**Collected material**
☆ ☆ ☆ ☆

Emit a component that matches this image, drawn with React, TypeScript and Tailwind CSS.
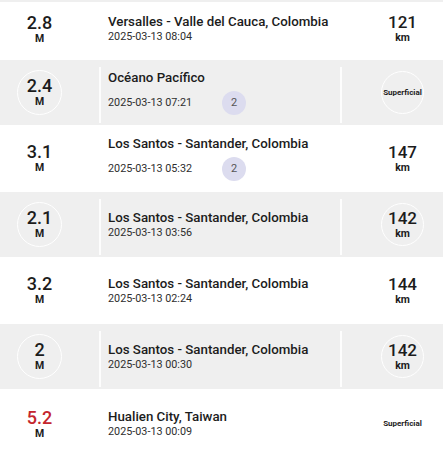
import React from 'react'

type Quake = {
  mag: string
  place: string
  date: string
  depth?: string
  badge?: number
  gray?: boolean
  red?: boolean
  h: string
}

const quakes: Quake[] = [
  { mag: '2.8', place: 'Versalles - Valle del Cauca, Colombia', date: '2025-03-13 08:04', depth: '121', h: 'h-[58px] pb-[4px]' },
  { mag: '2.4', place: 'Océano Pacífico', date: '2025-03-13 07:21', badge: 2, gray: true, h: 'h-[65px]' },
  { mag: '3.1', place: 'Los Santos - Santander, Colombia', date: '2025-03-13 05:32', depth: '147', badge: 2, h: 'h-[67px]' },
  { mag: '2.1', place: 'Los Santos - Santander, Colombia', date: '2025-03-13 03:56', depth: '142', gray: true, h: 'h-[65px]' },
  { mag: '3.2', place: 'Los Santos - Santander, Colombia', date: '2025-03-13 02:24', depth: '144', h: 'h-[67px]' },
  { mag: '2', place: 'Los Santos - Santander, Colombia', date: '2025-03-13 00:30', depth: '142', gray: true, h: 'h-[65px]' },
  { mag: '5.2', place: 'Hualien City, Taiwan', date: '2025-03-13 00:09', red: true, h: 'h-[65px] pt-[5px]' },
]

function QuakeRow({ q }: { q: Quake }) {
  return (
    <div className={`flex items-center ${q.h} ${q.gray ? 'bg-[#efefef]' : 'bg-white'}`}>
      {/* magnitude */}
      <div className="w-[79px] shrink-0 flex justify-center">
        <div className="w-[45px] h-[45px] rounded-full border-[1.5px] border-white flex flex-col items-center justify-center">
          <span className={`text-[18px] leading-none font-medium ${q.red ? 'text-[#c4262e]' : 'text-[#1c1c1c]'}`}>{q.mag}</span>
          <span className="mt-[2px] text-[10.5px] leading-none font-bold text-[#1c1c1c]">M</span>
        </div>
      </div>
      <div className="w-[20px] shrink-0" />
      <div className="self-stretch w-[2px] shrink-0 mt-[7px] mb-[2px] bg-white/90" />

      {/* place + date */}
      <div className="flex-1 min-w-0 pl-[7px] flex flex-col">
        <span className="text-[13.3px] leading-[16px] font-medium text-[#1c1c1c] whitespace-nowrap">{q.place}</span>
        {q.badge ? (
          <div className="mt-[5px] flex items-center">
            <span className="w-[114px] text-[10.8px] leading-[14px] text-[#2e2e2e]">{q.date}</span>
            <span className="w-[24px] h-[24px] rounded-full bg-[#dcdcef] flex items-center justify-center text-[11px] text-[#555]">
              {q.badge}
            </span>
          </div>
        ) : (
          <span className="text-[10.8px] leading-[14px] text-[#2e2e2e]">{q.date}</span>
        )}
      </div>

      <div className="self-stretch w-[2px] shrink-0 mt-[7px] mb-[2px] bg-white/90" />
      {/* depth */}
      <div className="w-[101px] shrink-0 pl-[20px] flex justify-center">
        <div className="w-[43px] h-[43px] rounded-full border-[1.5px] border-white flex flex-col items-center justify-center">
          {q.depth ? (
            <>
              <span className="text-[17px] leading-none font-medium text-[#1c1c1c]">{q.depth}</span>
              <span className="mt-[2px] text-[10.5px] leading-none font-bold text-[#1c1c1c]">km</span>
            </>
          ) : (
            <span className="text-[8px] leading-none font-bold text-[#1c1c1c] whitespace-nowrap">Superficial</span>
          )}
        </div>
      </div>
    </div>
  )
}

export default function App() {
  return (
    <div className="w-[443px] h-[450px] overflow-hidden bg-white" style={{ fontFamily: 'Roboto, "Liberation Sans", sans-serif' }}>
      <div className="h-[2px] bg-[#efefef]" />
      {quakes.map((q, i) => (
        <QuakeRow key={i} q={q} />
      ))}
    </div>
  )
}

☆ ☆ ☆ ☆

**Work required**
Working from the lines above, reproduce the material exactly and exclude its pictures.

**Correct result**
Emit a component that matches this image, drawn with React, TypeScript and Tailwind CSS.
import React from 'react'

type Quake = {
  mag: string
  place: string
  date: string
  depth?: string
  badge?: number
  gray?: boolean
  red?: boolean
  h: string
}

const quakes: Quake[] = [
  { mag: '2.8', place: 'Versalles - Valle del Cauca, Colombia', date: '2025-03-13 08:04', depth: '121', h: 'h-[58px] pb-[4px]' },
  { mag: '2.4', place: 'Océano Pacífico', date: '2025-03-13 07:21', badge: 2, gray: true, h: 'h-[65px]' },
  { mag: '3.1', place: 'Los Santos - Santander, Colombia', date: '2025-03-13 05:32', depth: '147', badge: 2, h: 'h-[67px]' },
  { mag: '2.1', place: 'Los Santos - Santander, Colombia', date: '2025-03-13 03:56', depth: '142', gray: true, h: 'h-[65px]' },
  { mag: '3.2', place: 'Los Santos - Santander, Colombia', date: '2025-03-13 02:24', depth: '144', h: 'h-[67px]' },
  { mag: '2', place: 'Los Santos - Santander, Colombia', date: '2025-03-13 00:30', depth: '142', gray: true, h: 'h-[65px]' },
  { mag: '5.2', place: 'Hualien City, Taiwan', date: '2025-03-13 00:09', red: true, h: 'h-[65px] pt-[5px]' },
]

function QuakeRow({ q }: { q: Quake }) {
  return (
    <div className={`flex items-center ${q.h} ${q.gray ? 'bg-[#efefef]' : 'bg-white'}`}>
      {/* magnitude */}
      <div className="w-[79px] shrink-0 flex justify-center">
        <div className="w-[45px] h-[45px] rounded-full border-[1.5px] border-white flex flex-col items-center justify-center">
          <span className={`text-[18px] leading-none font-medium ${q.red ? 'text-[#c4262e]' : 'text-[#1c1c1c]'}`}>{q.mag}</span>
          <span className="mt-[2px] text-[10.5px] leading-none font-bold text-[#1c1c1c]">M</span>
        </div>
      </div>
      <div className="w-[20px] shrink-0" />
      <div className="self-stretch w-[2px] shrink-0 mt-[7px] mb-[2px] bg-white/90" />

      {/* place + date */}
      <div className="flex-1 min-w-0 pl-[7px] flex flex-col">
        <span className="text-[13.3px] leading-[16px] font-medium text-[#1c1c1c] whitespace-nowrap">{q.place}</span>
        {q.badge ? (
          <div className="mt-[5px] flex items-center">
            <span className="w-[114px] text-[10.8px] leading-[14px] text-[#2e2e2e]">{q.date}</span>
            <span className="w-[24px] h-[24px] rounded-full bg-[#dcdcef] flex items-center justify-center text-[11px] text-[#555]">
              {q.badge}
            </span>
          </div>
        ) : (
          <span className="text-[10.8px] leading-[14px] text-[#2e2e2e]">{q.date}</span>
        )}
      </div>

      <div className="self-stretch w-[2px] shrink-0 mt-[7px] mb-[2px] bg-white/90" />
      {/* depth */}
      <div className="w-[101px] shrink-0 pl-[20px] flex justify-center">
        <div className="w-[43px] h-[43px] rounded-full border-[1.5px] border-white flex flex-col items-center justify-center">
          {q.depth ? (
            <>
              <span className="text-[17px] leading-none font-medium text-[#1c1c1c]">{q.depth}</span>
              <span className="mt-[2px] text-[10.5px] leading-none font-bold text-[#1c1c1c]">km</span>
            </>
          ) : (
            <span className="text-[8px] leading-none font-bold text-[#1c1c1c] whitespace-nowrap">Superficial</span>
          )}
        </div>
      </div>
    </div>
  )
}

export default function App() {
  return (
    <div className="w-[443px] h-[450px] overflow-hidden bg-white" style={{ fontFamily: 'Roboto, "Liberation Sans", sans-serif' }}>
      <div className="h-[2px] bg-[#efefef]" />
      {quakes.map((q, i) => (
        <QuakeRow key={i} q={q} />
      ))}
    </div>
  )
}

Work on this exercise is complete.